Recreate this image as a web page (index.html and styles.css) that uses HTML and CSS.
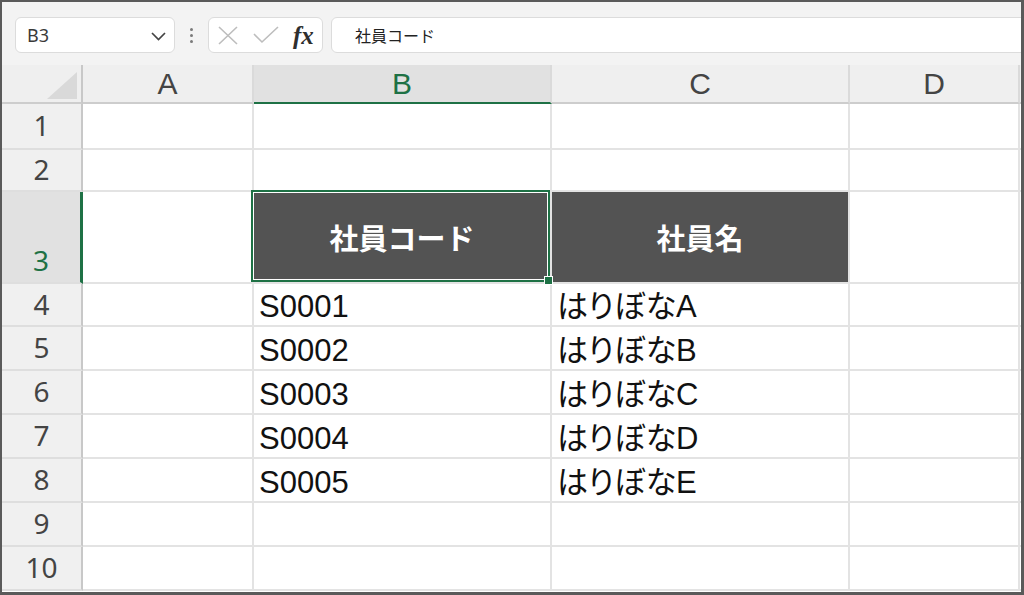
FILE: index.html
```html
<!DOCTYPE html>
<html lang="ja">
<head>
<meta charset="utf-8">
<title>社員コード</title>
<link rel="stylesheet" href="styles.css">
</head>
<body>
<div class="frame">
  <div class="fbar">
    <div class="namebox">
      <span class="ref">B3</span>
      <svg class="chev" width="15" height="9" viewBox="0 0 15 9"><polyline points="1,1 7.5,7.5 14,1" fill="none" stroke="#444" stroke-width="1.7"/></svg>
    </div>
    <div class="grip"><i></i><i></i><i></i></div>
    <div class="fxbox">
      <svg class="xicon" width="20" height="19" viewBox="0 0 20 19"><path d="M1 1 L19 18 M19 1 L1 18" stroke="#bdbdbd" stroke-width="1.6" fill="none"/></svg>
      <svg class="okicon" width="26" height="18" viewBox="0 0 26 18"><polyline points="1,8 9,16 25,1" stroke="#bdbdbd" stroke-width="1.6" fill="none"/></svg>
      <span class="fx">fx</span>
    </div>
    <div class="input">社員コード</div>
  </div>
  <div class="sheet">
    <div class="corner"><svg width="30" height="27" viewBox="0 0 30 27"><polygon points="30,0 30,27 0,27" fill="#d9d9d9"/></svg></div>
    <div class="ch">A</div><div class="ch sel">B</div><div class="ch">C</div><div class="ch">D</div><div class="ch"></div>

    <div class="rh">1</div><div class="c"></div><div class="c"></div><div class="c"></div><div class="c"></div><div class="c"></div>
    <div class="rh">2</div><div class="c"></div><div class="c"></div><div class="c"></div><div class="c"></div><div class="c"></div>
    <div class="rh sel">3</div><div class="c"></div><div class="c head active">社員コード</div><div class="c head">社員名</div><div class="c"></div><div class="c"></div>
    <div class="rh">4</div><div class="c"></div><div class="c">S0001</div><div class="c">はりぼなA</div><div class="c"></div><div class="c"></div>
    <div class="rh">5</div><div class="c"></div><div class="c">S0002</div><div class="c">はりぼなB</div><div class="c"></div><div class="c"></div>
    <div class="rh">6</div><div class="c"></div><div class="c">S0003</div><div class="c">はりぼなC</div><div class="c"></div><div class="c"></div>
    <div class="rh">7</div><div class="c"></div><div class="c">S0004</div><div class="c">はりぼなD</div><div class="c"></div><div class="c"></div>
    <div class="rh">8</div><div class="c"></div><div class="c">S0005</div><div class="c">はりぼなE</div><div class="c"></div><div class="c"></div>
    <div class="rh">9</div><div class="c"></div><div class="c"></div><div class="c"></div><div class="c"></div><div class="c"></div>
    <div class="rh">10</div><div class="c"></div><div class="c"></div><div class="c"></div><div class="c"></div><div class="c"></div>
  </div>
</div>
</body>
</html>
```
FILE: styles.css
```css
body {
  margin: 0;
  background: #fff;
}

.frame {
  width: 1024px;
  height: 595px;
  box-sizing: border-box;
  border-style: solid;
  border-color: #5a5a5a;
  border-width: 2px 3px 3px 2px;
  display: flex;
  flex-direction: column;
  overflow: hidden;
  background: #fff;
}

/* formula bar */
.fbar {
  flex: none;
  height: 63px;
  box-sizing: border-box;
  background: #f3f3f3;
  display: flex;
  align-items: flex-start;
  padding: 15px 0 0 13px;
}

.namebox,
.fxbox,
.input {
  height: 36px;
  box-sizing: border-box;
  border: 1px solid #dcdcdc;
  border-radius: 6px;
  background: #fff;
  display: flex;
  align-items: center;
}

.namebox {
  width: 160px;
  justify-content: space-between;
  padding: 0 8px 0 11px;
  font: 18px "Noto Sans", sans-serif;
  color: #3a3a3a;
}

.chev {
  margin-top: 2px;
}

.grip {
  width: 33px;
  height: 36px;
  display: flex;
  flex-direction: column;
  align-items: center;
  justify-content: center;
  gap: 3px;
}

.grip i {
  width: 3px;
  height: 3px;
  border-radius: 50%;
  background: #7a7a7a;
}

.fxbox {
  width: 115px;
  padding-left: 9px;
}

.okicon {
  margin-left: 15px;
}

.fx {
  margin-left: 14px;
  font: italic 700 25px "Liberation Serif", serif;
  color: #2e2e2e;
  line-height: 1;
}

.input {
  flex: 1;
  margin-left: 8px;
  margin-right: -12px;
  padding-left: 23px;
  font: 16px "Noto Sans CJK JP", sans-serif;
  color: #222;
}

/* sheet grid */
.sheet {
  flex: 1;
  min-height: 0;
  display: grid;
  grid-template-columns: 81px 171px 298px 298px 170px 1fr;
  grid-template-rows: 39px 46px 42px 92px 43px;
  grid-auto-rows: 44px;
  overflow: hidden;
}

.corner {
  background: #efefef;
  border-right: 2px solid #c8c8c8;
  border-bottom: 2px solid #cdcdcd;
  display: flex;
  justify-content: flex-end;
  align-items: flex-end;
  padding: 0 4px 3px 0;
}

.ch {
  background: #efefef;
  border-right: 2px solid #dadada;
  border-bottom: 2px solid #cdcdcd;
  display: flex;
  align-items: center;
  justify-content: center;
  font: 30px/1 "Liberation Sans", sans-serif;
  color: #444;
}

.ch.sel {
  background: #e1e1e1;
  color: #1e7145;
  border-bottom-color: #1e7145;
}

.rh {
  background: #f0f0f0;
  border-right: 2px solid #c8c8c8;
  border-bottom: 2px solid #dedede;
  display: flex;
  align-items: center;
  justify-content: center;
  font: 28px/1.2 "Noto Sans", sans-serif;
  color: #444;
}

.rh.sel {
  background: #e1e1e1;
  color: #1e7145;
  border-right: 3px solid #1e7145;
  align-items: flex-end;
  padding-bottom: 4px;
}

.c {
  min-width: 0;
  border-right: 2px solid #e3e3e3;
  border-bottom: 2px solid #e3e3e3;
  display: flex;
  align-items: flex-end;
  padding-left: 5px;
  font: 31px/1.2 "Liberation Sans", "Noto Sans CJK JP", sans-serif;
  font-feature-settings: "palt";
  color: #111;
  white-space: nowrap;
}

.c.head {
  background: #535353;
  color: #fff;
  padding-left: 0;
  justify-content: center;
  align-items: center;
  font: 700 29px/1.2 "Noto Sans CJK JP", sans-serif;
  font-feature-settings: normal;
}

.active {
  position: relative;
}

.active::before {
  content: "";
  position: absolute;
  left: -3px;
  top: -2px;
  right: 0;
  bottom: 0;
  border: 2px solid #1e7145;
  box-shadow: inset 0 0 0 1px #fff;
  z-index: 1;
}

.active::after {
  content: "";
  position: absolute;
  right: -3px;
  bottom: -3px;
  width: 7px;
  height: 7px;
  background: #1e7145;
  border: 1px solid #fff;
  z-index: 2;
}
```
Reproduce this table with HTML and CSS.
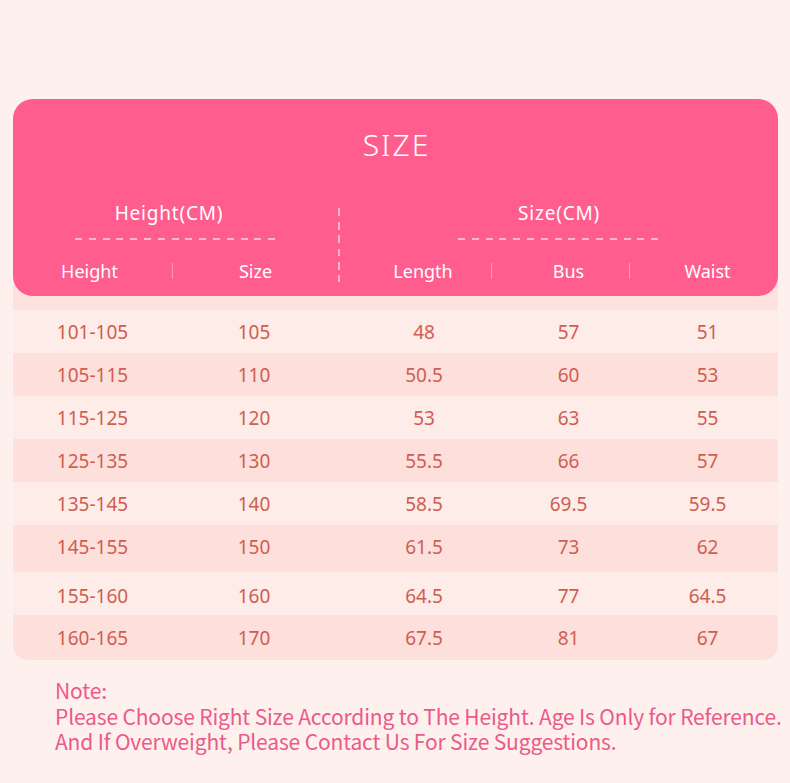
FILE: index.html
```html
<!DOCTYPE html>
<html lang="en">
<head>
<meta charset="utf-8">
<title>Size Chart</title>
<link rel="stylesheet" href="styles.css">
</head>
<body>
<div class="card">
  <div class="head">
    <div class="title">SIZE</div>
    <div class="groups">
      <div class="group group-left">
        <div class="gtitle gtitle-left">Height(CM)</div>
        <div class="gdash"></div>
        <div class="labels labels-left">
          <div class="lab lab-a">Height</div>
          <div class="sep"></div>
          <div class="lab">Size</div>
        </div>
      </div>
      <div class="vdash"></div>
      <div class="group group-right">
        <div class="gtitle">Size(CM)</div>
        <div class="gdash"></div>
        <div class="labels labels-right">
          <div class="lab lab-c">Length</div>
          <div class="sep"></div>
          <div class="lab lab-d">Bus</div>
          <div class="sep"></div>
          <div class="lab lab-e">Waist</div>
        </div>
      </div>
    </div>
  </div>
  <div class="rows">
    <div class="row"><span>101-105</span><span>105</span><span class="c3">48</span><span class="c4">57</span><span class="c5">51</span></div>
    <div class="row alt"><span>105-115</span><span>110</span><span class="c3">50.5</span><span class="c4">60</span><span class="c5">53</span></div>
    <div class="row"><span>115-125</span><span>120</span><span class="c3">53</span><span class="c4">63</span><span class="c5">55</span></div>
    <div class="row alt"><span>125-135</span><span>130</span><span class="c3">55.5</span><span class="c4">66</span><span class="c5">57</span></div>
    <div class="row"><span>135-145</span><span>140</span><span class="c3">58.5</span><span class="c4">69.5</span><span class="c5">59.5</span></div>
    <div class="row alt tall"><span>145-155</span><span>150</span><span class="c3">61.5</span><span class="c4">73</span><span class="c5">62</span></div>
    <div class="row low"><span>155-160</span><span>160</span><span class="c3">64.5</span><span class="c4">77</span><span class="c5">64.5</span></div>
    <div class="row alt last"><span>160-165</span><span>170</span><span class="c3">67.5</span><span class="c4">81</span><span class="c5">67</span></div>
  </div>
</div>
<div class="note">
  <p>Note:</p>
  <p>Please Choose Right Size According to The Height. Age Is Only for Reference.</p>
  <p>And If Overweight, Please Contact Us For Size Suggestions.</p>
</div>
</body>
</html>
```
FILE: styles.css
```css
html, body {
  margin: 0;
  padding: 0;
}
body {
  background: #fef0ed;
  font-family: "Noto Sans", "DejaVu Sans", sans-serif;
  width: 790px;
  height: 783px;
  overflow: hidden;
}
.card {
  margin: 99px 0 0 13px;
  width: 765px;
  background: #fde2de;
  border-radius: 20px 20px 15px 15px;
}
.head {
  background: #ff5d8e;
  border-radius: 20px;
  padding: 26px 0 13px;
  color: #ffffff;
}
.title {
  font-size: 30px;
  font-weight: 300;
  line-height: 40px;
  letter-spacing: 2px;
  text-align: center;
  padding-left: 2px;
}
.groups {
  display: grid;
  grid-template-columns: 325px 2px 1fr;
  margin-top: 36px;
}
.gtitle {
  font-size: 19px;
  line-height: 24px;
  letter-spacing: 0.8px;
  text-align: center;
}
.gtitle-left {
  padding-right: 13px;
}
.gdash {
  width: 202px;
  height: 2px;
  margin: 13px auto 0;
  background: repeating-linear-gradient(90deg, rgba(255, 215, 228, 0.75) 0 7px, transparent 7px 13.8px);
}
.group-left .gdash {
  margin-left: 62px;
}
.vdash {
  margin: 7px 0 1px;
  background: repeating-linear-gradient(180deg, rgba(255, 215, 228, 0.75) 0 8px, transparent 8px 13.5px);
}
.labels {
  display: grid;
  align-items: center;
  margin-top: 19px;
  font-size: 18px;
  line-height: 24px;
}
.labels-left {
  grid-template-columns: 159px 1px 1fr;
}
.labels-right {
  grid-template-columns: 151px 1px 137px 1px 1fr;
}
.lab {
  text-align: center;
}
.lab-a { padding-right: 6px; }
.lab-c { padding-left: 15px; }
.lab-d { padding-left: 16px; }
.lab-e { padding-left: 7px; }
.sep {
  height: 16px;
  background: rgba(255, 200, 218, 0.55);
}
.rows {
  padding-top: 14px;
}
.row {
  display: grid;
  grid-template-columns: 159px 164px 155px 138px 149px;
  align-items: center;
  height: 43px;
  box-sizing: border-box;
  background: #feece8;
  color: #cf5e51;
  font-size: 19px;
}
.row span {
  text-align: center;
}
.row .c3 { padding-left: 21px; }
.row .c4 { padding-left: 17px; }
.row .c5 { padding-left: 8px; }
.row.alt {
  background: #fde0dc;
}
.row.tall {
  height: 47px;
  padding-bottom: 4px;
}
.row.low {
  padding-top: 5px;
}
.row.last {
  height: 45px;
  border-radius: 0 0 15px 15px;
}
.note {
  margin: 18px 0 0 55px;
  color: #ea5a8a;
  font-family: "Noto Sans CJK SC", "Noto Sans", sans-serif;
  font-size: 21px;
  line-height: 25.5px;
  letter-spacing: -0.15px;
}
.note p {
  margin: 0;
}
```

—————

State how many lines of the records above contain the word "index", and give only that number.

» ANSWER TO THIS EXERCISE
5